Fund companies offering target-date funds can also have different ideas about what constitutes diversification, he said.
"Some boast substantial weightings in foreign stocks," Mr. Carlson said. "Many, however, provide far less foreign exposure than even the minimum 20 percent suggested by many observers."
Because most target-date funds are funds of funds, it's crucial that you evaluate the quality of the underlying funds.
"Some fund shops take a kitchen-sink approach to target-date investing, including overlapping funds with varying merits," Mr. Carlson said.
Other fund companies manage to achieve broad diversification with a limited number of funds, he said.
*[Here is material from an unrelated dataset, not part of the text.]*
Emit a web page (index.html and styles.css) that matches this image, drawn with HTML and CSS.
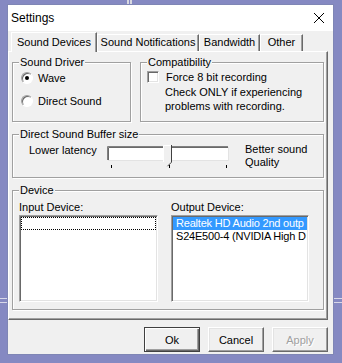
FILE: index.html
```html
<!DOCTYPE html>
<html lang="en">
<head>
  <meta charset="UTF-8" />
  <title>Settings</title>
  <link rel="stylesheet" href="styles.css">
</head>
<body>
  <div class="desk-mark mark-top"></div>
  <div class="desk-mark mark-left"></div>
  <div class="desk-mark mark-right"></div>

  <div class="window">
    <div class="titlebar">
      <span class="title">Settings</span>
      <svg class="close" width="10" height="10" viewBox="0 0 10 10">
        <path d="M0 0L10 10M10 0L0 10" stroke="#000" stroke-width="1" fill="none"/>
      </svg>
    </div>

    <div class="client">
      <div class="tabs">
        <div class="tab active" style="width:86px">Sound Devices</div>
        <div class="tab" style="width:102px">Sound Notifications</div>
        <div class="tab" style="width:61px">Bandwidth</div>
        <div class="tab" style="width:43px">Other</div>
      </div>

      <div class="panel">
        <div class="row">
          <div class="group driver">
            <span class="legend">Sound Driver</span>
            <label class="option"><span class="radio checked"></span>Wave</label>
            <label class="option"><span class="radio"></span>Direct Sound</label>
          </div>
          <div class="group compat">
            <span class="legend">Compatibility</span>
            <label class="option"><span class="checkbox"></span>Force 8 bit recording</label>
            <p class="note">Check ONLY if experiencing<br>problems with recording.</p>
          </div>
        </div>

        <div class="group buffer">
          <span class="legend">Direct Sound Buffer size</span>
          <span class="slider-label">Lower latency</span>
          <svg class="slider" width="122" height="24" viewBox="0 0 122 24">
            <rect x="1" y="2" width="120" height="13" fill="#fff"/>
            <path d="M0.5 15V1.5H121" fill="none" stroke="#808080"/>
            <path d="M1.5 15V2.5H121" fill="none" stroke="#696969"/>
            <path d="M1 15.5H121.5V2" fill="none" stroke="#e3e3e3"/>
            <path d="M56 0H64V17L60 21L56 17Z" fill="#f0f0f0"/>
            <path d="M56.5 17V0.5H64" fill="none" stroke="#fff"/>
            <path d="M64.5 0V17.2L60.5 21.2" fill="none" stroke="#404040"/>
            <path d="M4.5 20v3M62.5 20v3M119.5 20v3" stroke="#000"/>
          </svg>
          <span class="slider-end">Better sound<br>Quality</span>
        </div>

        <div class="group device">
          <span class="legend">Device</span>
          <div class="device-col input-col">
            <div class="col-label">Input Device:</div>
            <div class="listbox">
              <div class="item focus"></div>
            </div>
          </div>
          <div class="device-col output-col">
            <div class="col-label">Output Device:</div>
            <div class="listbox">
              <div class="item selected">Realtek HD Audio 2nd outp</div>
              <div class="item">S24E500-4 (NVIDIA High D</div>
            </div>
          </div>
        </div>
      </div>

      <div class="buttons">
        <button class="btn default">Ok</button>
        <button class="btn">Cancel</button>
        <button class="btn disabled">Apply</button>
      </div>
    </div>
  </div>
</body>
</html>
```

FILE: styles.css
```css
* {
  box-sizing: border-box;
}

body {
  margin: 0;
  width: 342px;
  height: 363px;
  overflow: hidden;
  position: relative;
  background: #8589c2;
  font-family: "Liberation Sans", Arial, sans-serif;
  font-size: 11px;
  color: #000;
}

/* bits of other windows on the desktop */
.desk-mark {
  position: absolute;
}

.mark-top {
  left: 127px;
  top: 0;
  width: 5px;
  height: 4px;
  border-left: 2px solid #d8d8e0;
  border-right: 2px solid #d8d8e0;
}

.mark-left {
  left: 0;
  top: 298px;
  width: 7px;
  height: 5px;
  border-top: 1px solid #d8d8e8;
  border-bottom: 1px solid #d8d8e8;
}

.mark-right {
  left: 334px;
  top: 298px;
  width: 8px;
  height: 5px;
  border-top: 1px solid #d8d8e8;
  border-bottom: 1px solid #d8d8e8;
}

.window {
  margin: 4px 0 0 7px;
  width: 327px;
  height: 351px;
  border: 1px solid #7f86b5;
  background: #f0f0f0;
  display: flex;
  flex-direction: column;
}

.titlebar {
  height: 26px;
  flex-shrink: 0;
  background: #fff;
  display: flex;
  align-items: center;
  justify-content: space-between;
  padding: 0 9px 0 3px;
  font-size: 12px;
}

.close {
  display: block;
}

.client {
  flex: 1;
  padding-top: 1px;
}

.tabs {
  display: flex;
  align-items: flex-end;
  height: 19px;
  padding-left: 3px;
}

.tab {
  height: 17px;
  padding-top: 1px;
  border-top: 1px solid #fff;
  border-left: 1px solid #fff;
  border-right: 1px solid #696969;
  box-shadow: inset -1px 0 #a0a0a0;
  text-align: center;
  line-height: 13px;
  white-space: nowrap;
}

.tab.active {
  height: 20px;
  padding-top: 3px;
  margin-bottom: -1px;
  position: relative;
  z-index: 1;
  background: #f0f0f0;
}

.panel {
  width: 320px;
  height: 269px;
  padding: 10px 3px 0;
  border: 1px solid;
  border-color: #fff #696969 #696969 #fff;
  box-shadow: inset -1px -1px #a0a0a0;
}

.row {
  display: flex;
  gap: 9px;
  height: 60px;
}

.group {
  position: relative;
  border: 1px solid #a0a0a0;
  box-shadow: inset 1px 1px #fff, 1px 1px #fff;
}

.legend {
  position: absolute;
  top: -7px;
  left: 6px;
  padding: 0 1px;
  background: #f0f0f0;
  line-height: 13px;
  white-space: nowrap;
}

.driver {
  width: 119px;
  padding: 7px 0 0 8px;
  display: flex;
  flex-direction: column;
  gap: 7px;
}

.compat {
  flex: 1;
  padding: 6px 0 0 6px;
}

.option {
  display: flex;
  align-items: center;
  height: 16px;
}

.radio {
  width: 12px;
  height: 12px;
  margin-right: 5px;
  border-radius: 50%;
  border: 1px solid;
  border-color: #a0a0a0 #fff #fff #a0a0a0;
  box-shadow: inset 1px 1px #696969;
  background: #fff;
  position: relative;
}

.radio.checked::after {
  content: "";
  position: absolute;
  left: 3px;
  top: 3px;
  width: 4px;
  height: 4px;
  border-radius: 50%;
  background: #000;
}

.checkbox {
  width: 12px;
  height: 12px;
  margin-right: 7px;
  border: 1px solid;
  border-color: #a0a0a0 #fff #fff #a0a0a0;
  box-shadow: inset 1px 1px #696969, inset -1px -1px #e3e3e3;
  background: #fff;
}

.note {
  margin: 0;
  padding-left: 18px;
  line-height: 14px;
}

.buffer {
  margin-top: 12px;
  height: 44px;
  display: flex;
  align-items: flex-start;
  padding: 8px 0 0 16px;
}

.slider-label {
  width: 78px;
  line-height: 14px;
}

.slider {
  display: block;
  margin-top: 2px;
}

.slider-end {
  margin-left: 16px;
  line-height: 13px;
}

.device {
  margin-top: 12px;
  height: 120px;
  display: flex;
  gap: 13px;
  padding: 9px 0 0 6px;
}

.input-col {
  width: 139px;
}

.output-col {
  width: 138px;
}

.col-label {
  line-height: 14px;
  margin-bottom: 1px;
}

.listbox {
  height: 87px;
  padding: 1px;
  background: #fff;
  border: 1px solid;
  border-color: #a0a0a0 #fff #fff #a0a0a0;
  box-shadow: inset 1px 1px #696969, inset -1px -1px #e3e3e3;
  overflow: hidden;
}

.item {
  height: 13px;
  line-height: 13px;
  padding-left: 3px;
  white-space: nowrap;
  letter-spacing: -0.2px;
}

.item.selected {
  background: #3399ff;
  color: #fff;
}

.item.focus {
  border: 1px dotted #000;
}

.buttons {
  width: 320px;
  margin-top: 7px;
  display: flex;
  justify-content: flex-end;
  gap: 8px;
}

.btn {
  width: 56px;
  height: 25px;
  padding: 0;
  font: inherit;
  color: #000;
  background: #f0f0f0;
  border: 1px solid;
  border-color: #fff #696969 #696969 #fff;
  box-shadow: inset -1px -1px #a0a0a0, inset 1px 1px #e3e3e3;
  text-align: center;
}

.btn.default {
  border-color: #404040;
  box-shadow: inset 1px 1px #fff, inset -1px -1px #696969, inset -2px -2px #a0a0a0;
}

.btn.disabled {
  color: #a0a0a0;
  text-shadow: 1px 1px #fff;
}
```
"We prefer target-date funds that invest only in a select number of their siblings," Mr. Carlson said. "It's difficult to see the need for much more than a dozen underlying holdings."
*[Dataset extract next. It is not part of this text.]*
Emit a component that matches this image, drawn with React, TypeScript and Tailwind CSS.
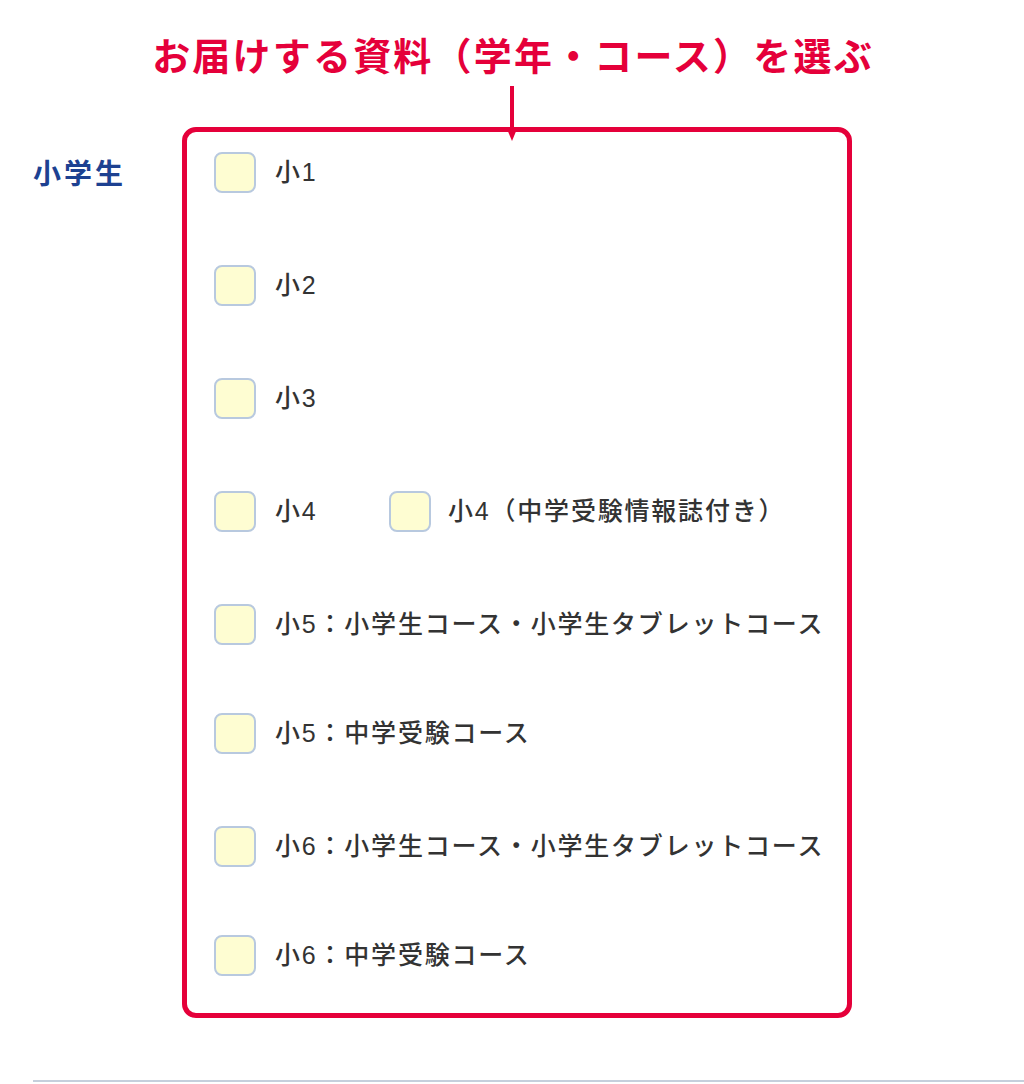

Here are some key questions to ask about a life-cycle fund:
"What have their returns been over time, how consistent do they beat their benchmark, what's the tenure of the managers on the fund, what are the fees?" said Brian Bruce, director of the Finance Institute and Portfolio Practicum at Southern Methodist University.
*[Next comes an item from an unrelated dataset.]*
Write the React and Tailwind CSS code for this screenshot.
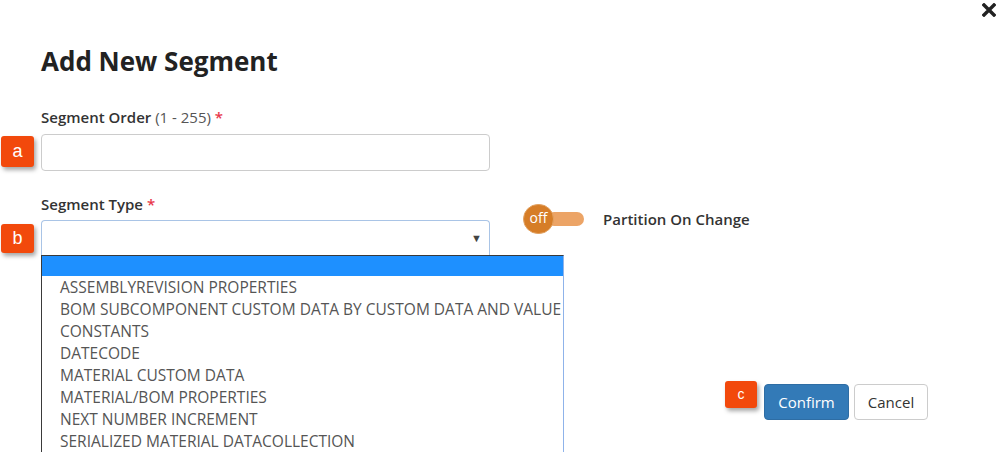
import React from 'react';

const options = [
  'ASSEMBLYREVISION PROPERTIES',
  'BOM SUBCOMPONENT CUSTOM DATA BY CUSTOM DATA AND VALUE',
  'CONSTANTS',
  'DATECODE',
  'MATERIAL CUSTOM DATA',
  'MATERIAL/BOM PROPERTIES',
  'NEXT NUMBER INCREMENT',
  'SERIALIZED MATERIAL DATACOLLECTION',
];

const Badge = ({ children, className }) => (
  <div
    className={`absolute flex items-center justify-center rounded-[3px] bg-[#f2490c] text-white font-['Liberation_Sans',sans-serif] shadow-[2px_3px_4px_rgba(0,0,0,0.35)] ${className}`}
  >
    {children}
  </div>
);

export default function App() {
  return (
    <div className="relative w-[1002px] h-[452px] overflow-hidden bg-white font-['Open_Sans',sans-serif] text-[#333]">
      {/* close button */}
      <button className="absolute top-[3px] right-[6px] w-[14px] h-[14px] text-[#222]">
        <svg viewBox="0 0 14 14" width="14" height="14">
          <path d="M2 2 L12 12 M12 2 L2 12" stroke="currentColor" strokeWidth="3.4" strokeLinecap="square" />
        </svg>
      </button>

      <div className="flex flex-col pl-[41px] pt-[46px]">
        <h2 className="text-[26px] leading-[31px] font-bold text-[#222]">Add New Segment</h2>

        <label className="mt-[30px] mb-[7px] text-[15px] leading-[20px] font-semibold text-[#333]">
          Segment Order <span className="font-normal text-[#555]">(1 - 255)</span>{' '}
          <span className="text-[#e8374a]">*</span>
        </label>
        <input className="w-[449px] h-[37px] rounded-[4px] border border-[#ccc] outline-none" />

        <div className="flex mt-[23px]">
          <div className="flex flex-col w-[449px]">
            <label className="mb-[6px] text-[15px] leading-[20px] font-semibold text-[#333]">
              Segment Type <span className="text-[#e8374a]">*</span>
            </label>
            <div className="relative h-[35px] rounded-t-[4px] border border-b-0 border-[#a9c4e6] flex items-center justify-end pr-[7px]">
              <span className="text-[11px] text-[#444]">▼</span>
              {/* open list */}
              <ul className="absolute left-[-1px] top-[34px] w-[523px] h-[220px] border border-[#3a3a3a] border-r-[#8fb3ea] border-b-0 bg-white text-[15.5px] leading-[22px] text-[#555]">
                <li className="h-[20px] bg-[#1e90ff]" />
                {options.map((o) => (
                  <li key={o} className="pl-[18px] whitespace-nowrap">{o}</li>
                ))}
              </ul>
            </div>
          </div>

          <div className="flex items-center mt-[10px] ml-[33px] h-[30px] self-start">
            <div className="relative w-[61px] h-[30px] flex items-center">
              <div className="absolute left-[24px] right-0 h-[14px] rounded-full bg-[#eca466]" />
              <div className="relative w-[31px] h-[30px] rounded-full bg-[#d67d27] border border-[#e2a262] flex items-center justify-center text-white text-[14px] leading-none pb-[2px]">
                off
              </div>
            </div>
            <span className="ml-[19px] text-[15px] font-semibold text-[#333]">Partition On Change</span>
          </div>
        </div>

        <div className="flex justify-end gap-[5px] mt-[129px] pr-[74px]">
          <button className="w-[85px] h-[36px] rounded-[4px] bg-[#337ab7] border border-[#2e6da4] text-white text-[15px]">
            Confirm
          </button>
          <button className="w-[74px] h-[36px] rounded-[4px] bg-white border border-[#ccc] text-[#333] text-[15px]">
            Cancel
          </button>
        </div>
      </div>

      <Badge className="left-[1px] top-[136px] w-[33px] h-[31px] text-[18px]">a</Badge>
      <Badge className="left-[1px] top-[224px] w-[33px] h-[29px] text-[18px]">b</Badge>
      <Badge className="left-[725px] top-[381px] w-[32px] h-[27px] text-[14px]">c</Badge>
    </div>
  );
}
"Are they invested in a broad variety of U.S. and non-U.S. equities?"
Look back at least five years at the fund's performance.
"You want to make sure that they don't have a lot of volatility relative to the benchmark," Mr. Bruce said. "What you want for a retirement fund is something where you have consistent returns."
Don't forget to factor inflation into your retirement. A dollar today is worth more than a dollar tomorrow.
"A lot of these funds are overly conservative," Mr. Bruce said. "By the time you get to be 50 or 60 years old, think about how long you have left. On average, a 50-year-old is going to have 25 to 30 years left of expected life. A lot of these funds – for a 50-year-old – are already down to 50 percent equities."
With likely 25 or 30 years of life left, "you can withstand risk," he said. "People have more time than they think."